### [Aim of the exercise]
Reproduce each line from the records that holds "this".

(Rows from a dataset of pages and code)
════════
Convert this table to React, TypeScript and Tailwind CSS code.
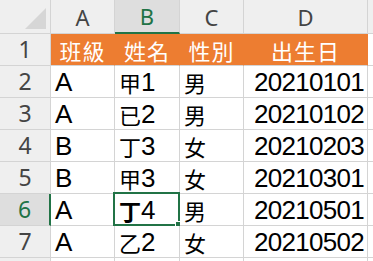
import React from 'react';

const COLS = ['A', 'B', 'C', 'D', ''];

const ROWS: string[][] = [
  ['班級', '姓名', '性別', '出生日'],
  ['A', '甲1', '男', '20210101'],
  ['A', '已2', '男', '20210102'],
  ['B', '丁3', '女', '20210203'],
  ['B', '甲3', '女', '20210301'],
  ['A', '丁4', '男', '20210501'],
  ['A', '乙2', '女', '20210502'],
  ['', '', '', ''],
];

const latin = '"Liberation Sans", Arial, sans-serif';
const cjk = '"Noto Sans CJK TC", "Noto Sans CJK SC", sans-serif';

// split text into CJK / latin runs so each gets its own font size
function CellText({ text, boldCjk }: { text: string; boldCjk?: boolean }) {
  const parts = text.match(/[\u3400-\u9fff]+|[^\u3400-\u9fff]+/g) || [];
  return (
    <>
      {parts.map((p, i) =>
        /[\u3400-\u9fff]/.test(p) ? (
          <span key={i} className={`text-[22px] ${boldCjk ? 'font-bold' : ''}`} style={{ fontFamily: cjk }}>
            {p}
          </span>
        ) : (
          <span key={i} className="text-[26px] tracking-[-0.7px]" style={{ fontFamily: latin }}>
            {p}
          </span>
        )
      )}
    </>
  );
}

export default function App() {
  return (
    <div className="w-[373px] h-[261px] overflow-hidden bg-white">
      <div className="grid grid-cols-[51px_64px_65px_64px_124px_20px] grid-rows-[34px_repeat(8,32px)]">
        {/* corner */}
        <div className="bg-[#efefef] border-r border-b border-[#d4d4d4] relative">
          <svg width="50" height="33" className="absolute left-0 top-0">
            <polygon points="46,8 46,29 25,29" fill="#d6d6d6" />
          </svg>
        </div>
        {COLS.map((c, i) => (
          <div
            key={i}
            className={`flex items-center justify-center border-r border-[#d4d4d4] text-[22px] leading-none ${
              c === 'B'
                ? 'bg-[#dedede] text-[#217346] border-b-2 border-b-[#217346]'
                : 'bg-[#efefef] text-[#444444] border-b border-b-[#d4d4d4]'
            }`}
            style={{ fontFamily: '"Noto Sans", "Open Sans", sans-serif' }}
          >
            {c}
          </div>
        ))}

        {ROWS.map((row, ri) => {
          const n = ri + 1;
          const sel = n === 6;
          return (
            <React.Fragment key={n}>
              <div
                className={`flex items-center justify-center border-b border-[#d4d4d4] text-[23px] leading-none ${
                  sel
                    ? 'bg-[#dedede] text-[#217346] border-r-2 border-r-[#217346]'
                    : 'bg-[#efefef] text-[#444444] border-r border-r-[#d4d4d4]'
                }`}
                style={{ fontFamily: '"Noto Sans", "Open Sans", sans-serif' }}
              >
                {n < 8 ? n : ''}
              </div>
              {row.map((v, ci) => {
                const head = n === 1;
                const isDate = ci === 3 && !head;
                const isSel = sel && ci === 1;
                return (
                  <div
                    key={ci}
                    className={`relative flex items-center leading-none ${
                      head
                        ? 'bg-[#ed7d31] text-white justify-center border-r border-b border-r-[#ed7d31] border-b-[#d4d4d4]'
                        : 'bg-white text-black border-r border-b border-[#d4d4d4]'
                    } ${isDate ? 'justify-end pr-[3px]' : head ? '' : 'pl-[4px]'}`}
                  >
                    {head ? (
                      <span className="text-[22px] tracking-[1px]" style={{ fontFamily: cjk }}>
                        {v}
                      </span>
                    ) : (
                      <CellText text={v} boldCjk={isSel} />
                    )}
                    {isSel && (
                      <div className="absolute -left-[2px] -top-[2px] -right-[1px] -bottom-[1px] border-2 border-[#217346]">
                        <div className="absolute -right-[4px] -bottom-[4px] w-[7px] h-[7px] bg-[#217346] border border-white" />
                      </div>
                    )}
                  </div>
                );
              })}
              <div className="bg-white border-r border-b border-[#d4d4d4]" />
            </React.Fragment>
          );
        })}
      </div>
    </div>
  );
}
════════
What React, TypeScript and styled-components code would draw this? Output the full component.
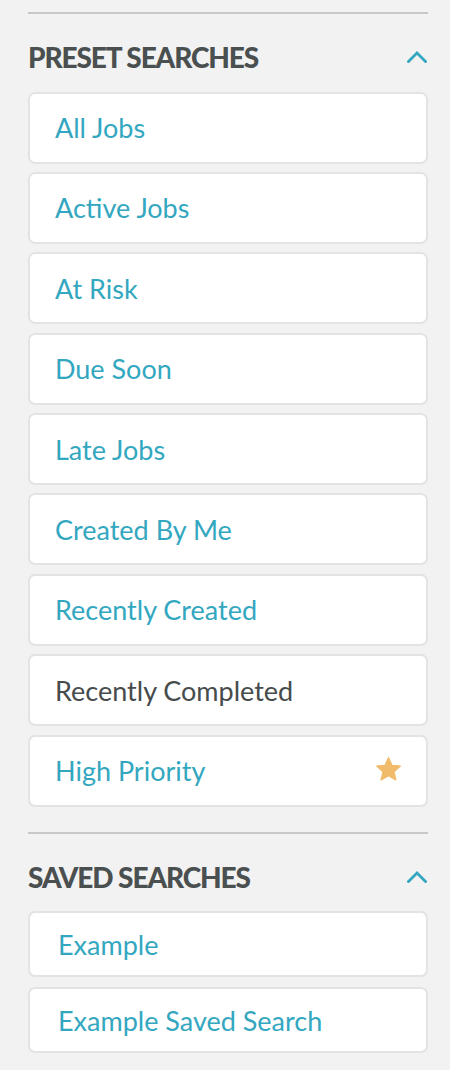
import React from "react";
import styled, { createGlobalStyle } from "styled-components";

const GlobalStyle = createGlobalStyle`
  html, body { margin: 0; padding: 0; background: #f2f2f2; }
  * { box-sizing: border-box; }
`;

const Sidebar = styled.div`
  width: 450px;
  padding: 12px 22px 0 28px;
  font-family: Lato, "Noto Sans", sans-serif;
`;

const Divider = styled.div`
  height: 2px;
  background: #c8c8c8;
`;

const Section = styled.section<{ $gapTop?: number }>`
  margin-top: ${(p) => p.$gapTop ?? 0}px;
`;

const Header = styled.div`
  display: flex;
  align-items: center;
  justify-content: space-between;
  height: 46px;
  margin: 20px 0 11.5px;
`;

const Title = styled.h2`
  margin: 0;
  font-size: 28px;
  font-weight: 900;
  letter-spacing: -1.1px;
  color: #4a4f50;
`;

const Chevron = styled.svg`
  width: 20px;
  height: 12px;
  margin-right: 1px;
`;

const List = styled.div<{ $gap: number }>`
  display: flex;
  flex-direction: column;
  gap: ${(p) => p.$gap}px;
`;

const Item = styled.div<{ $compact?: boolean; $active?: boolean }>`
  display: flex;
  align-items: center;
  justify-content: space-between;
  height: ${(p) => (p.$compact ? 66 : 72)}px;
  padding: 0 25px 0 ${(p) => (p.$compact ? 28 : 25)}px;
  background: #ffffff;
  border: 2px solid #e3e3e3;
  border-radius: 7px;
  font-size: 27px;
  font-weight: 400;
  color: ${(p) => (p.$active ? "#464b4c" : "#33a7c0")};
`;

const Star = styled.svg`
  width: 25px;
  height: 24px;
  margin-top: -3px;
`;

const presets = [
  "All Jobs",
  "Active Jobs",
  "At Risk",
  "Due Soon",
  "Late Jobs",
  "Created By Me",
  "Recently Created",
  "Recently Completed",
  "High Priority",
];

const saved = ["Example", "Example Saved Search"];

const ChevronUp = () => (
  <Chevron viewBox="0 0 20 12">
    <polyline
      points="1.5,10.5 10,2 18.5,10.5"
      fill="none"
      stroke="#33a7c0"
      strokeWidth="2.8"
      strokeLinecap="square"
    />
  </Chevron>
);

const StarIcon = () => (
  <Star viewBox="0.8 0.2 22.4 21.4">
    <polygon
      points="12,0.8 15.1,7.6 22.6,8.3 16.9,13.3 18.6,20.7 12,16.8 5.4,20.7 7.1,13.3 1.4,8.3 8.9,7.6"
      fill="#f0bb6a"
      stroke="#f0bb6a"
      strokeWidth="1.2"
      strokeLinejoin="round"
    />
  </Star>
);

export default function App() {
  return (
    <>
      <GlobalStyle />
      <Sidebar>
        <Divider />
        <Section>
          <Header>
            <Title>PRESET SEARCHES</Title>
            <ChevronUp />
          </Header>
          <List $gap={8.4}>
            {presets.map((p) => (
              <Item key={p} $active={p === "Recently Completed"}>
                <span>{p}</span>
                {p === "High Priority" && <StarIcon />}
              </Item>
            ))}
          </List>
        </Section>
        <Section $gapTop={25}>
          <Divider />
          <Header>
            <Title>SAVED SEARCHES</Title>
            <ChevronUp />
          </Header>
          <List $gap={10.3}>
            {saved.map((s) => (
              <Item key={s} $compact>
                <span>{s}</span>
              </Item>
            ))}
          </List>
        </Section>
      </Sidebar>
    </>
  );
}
════════
### [Solution to the exercise]
Convert this table to React, TypeScript and Tailwind CSS code.
What React, TypeScript and styled-components code would draw this? Output the full component.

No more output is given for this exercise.